A man has been found decapitated at a gas factory near Lyon in France after an attack that police suspect was carried out by one of his employees.
The body was found after a car rammed into the factory causing an explosion that put France on its highest alert amid fears of a terror attack.
Within hours a man was arrested who officials said had been investigated over possible ties to radical Islam.
His boss, the owner of a delivery firm, was the man found beheaded, police say.
The delivery company had made regular trips to the factory, which is owned by the US-based company Air Products, Dauphine Libere newspaper reports.
Few details of the killing have been released, but the businessman's head was reportedly found on a post at the factory, in Saint-Quentin-Fallavier, some 40km from Lyon.
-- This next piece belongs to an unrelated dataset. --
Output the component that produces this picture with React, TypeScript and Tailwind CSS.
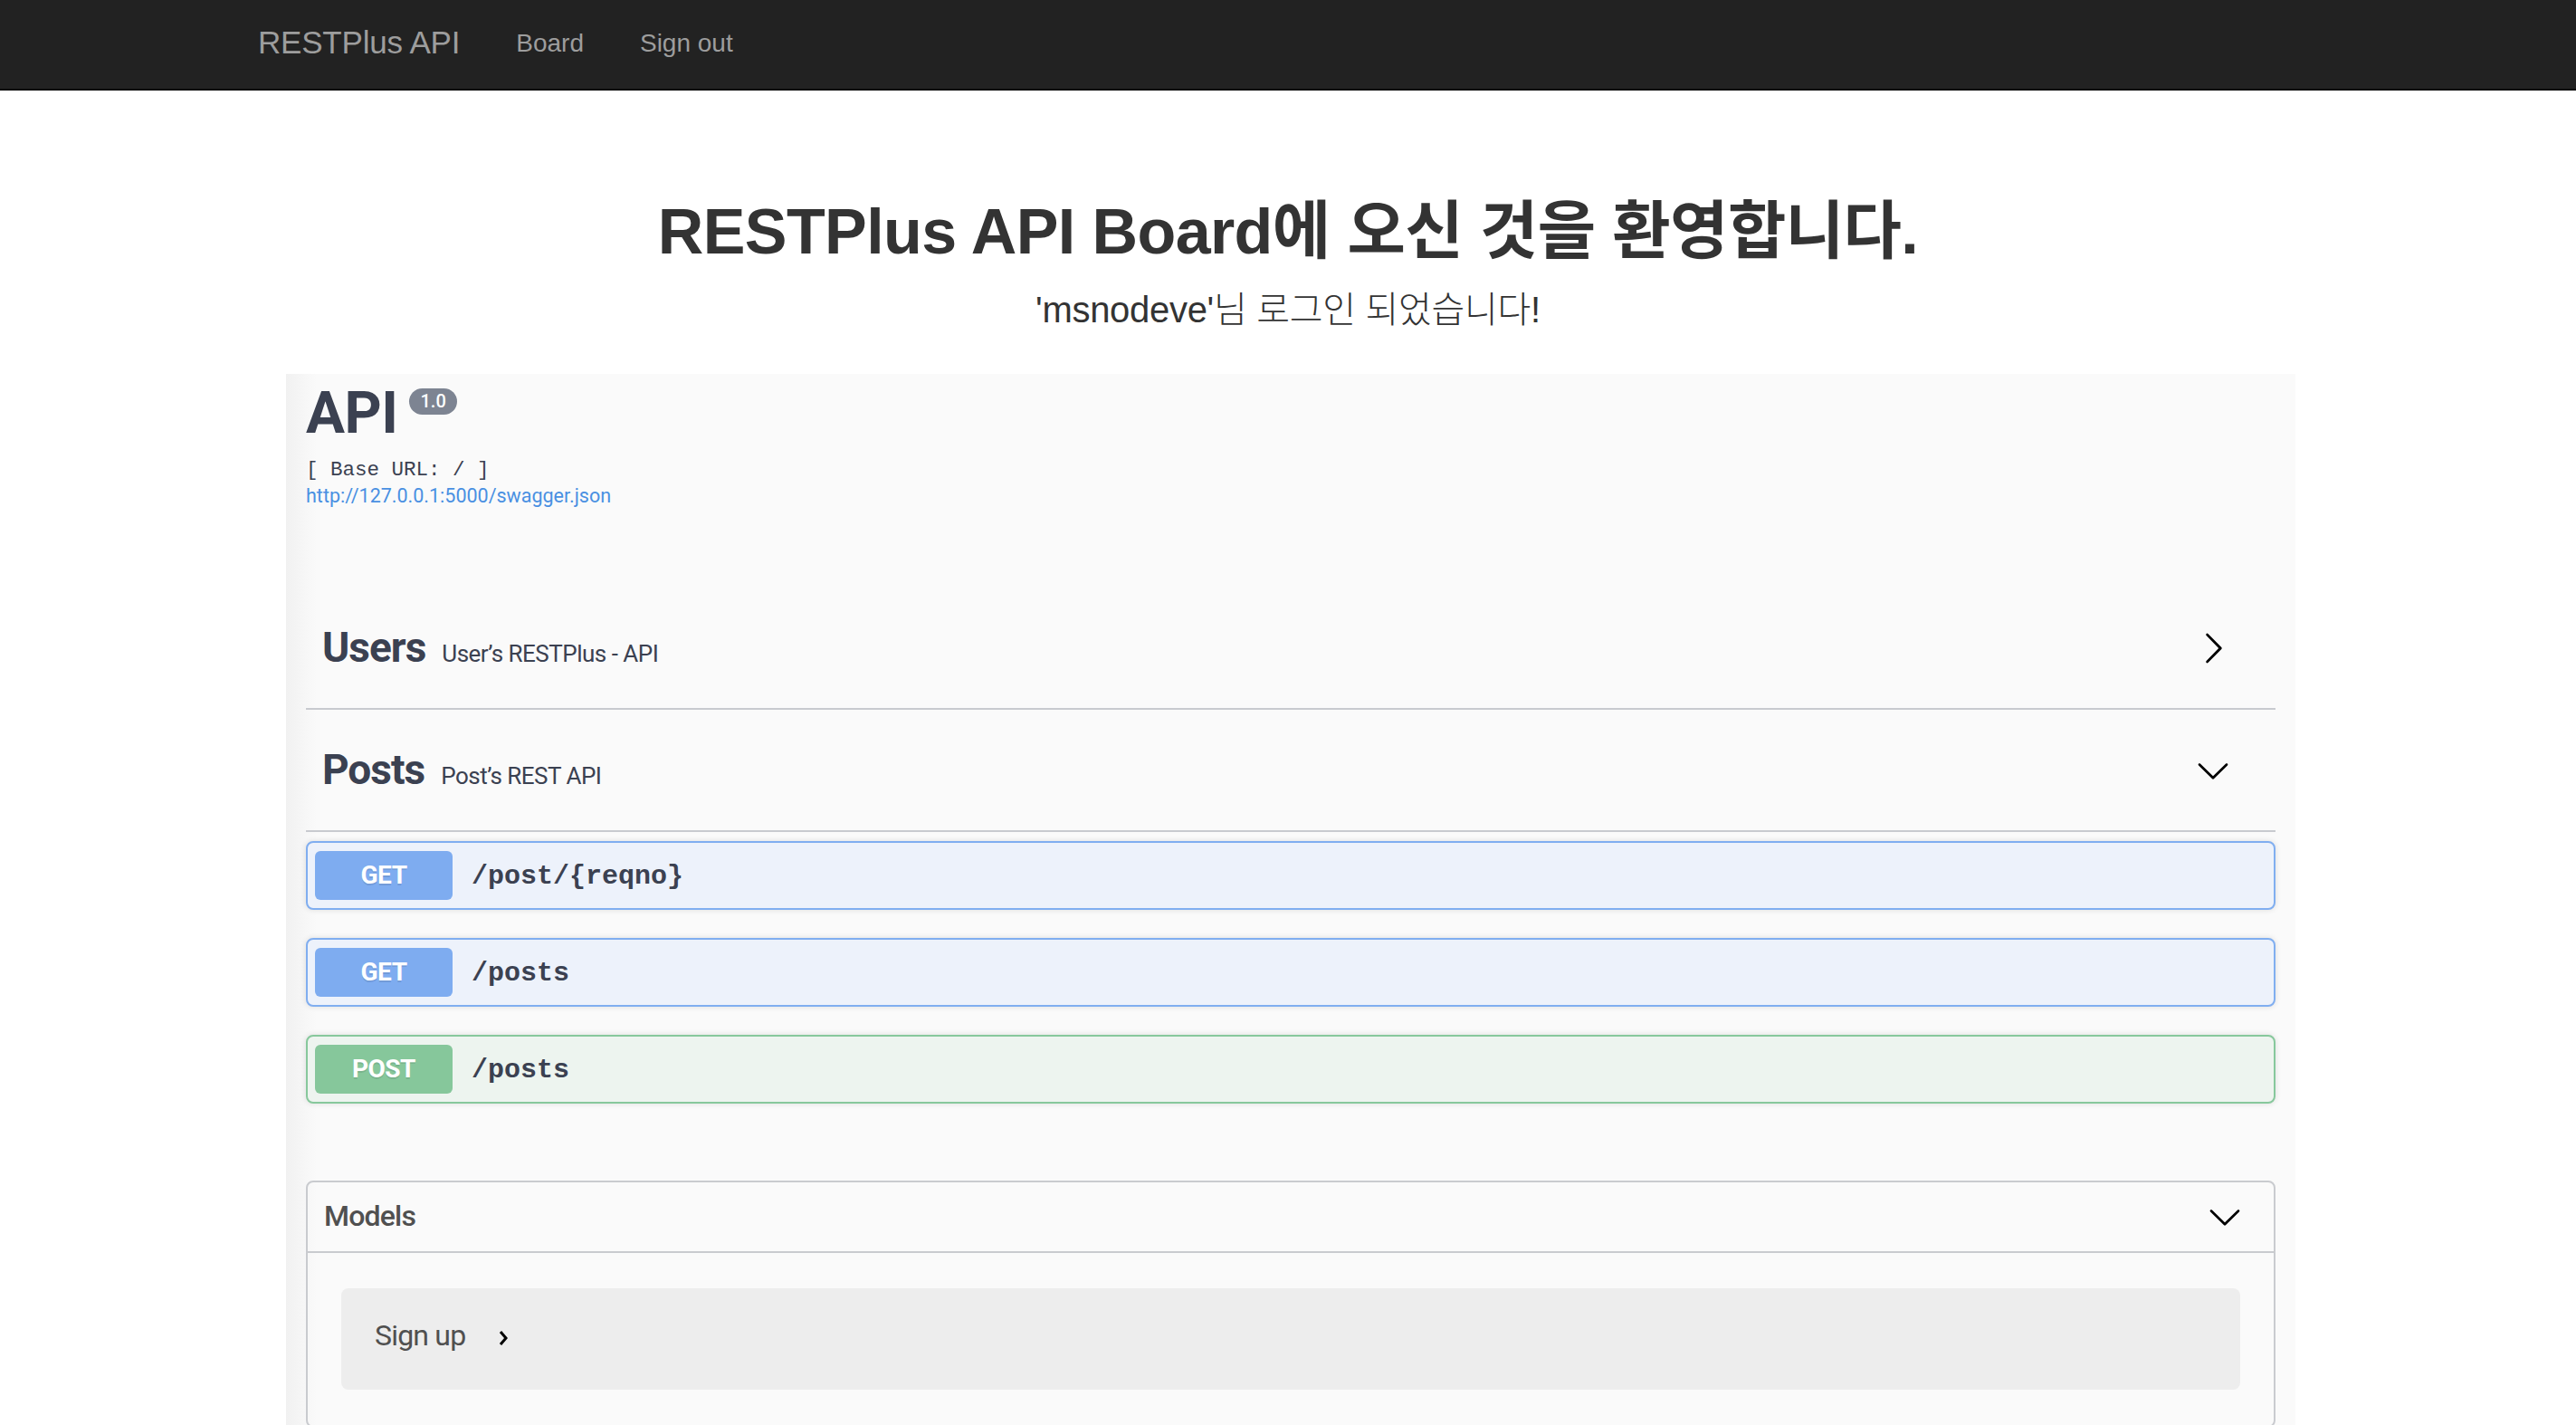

Mr Hollande said the decapitated body had "inscriptions" on it. The French interior minister said: "A flag with Arabic writing on it was found at the scene."
A terror investigation was launched immediately after news of the attack emerged, and a maximum alert declared.
At a press conference soon after the incident, Mr Hollande confirmed that two attackers had targeted the chemicals factory at around 10:00 local time.
He said a car made it through the factory gates before ploughing into gas canisters, sparking an explosion that injured two people.
"We have no doubt that the attack was to blow up the building. It bears the hallmarks of a terrorist attack," he said.
One of those arrested within hours of the attack was a man officials named as Yacine Sali, 35.
Mr Sali had been "under investigation for radicalisation but this investigation was not renewed in 2008. He had no police record," France's Interior Minister Bernard Cazeneuve said.
The suspect's partner spoke to Europe 1 radio earlier and expressed shock at the news of his arrest, saying he had left for his delivery job as normal and did not come home.
She has since been taken into custody.
Local media reported the arrest of another suspect who was believed to have been driving back and forth past the factory before the attack, but this has not been confirmed.
Air Products makes gases and chemicals for a wide range of industries, including technology, energy, healthcare, food, and has employees in 50 countries around the world.
"We can confirm that an incident occurred at our facility in L'Isle-d'Abeau, France this morning," a company spokesperson said.
"Our priority at this stage is to take care of our employees, who have been evacuated from the site and all accounted for."
Prime Minister Manuel Valls ordered security to be stepped up at sensitive sites around Lyon.
Mr Hollande, who left the EU summit in Brussels early to return to France, made reference to the attacks on Charlie Hebdo magazine and a Jewish supermarket in and around Paris in January that killed 17 people.
"We all remember what happened before in our country. There is therefore a lot of emotion," he said.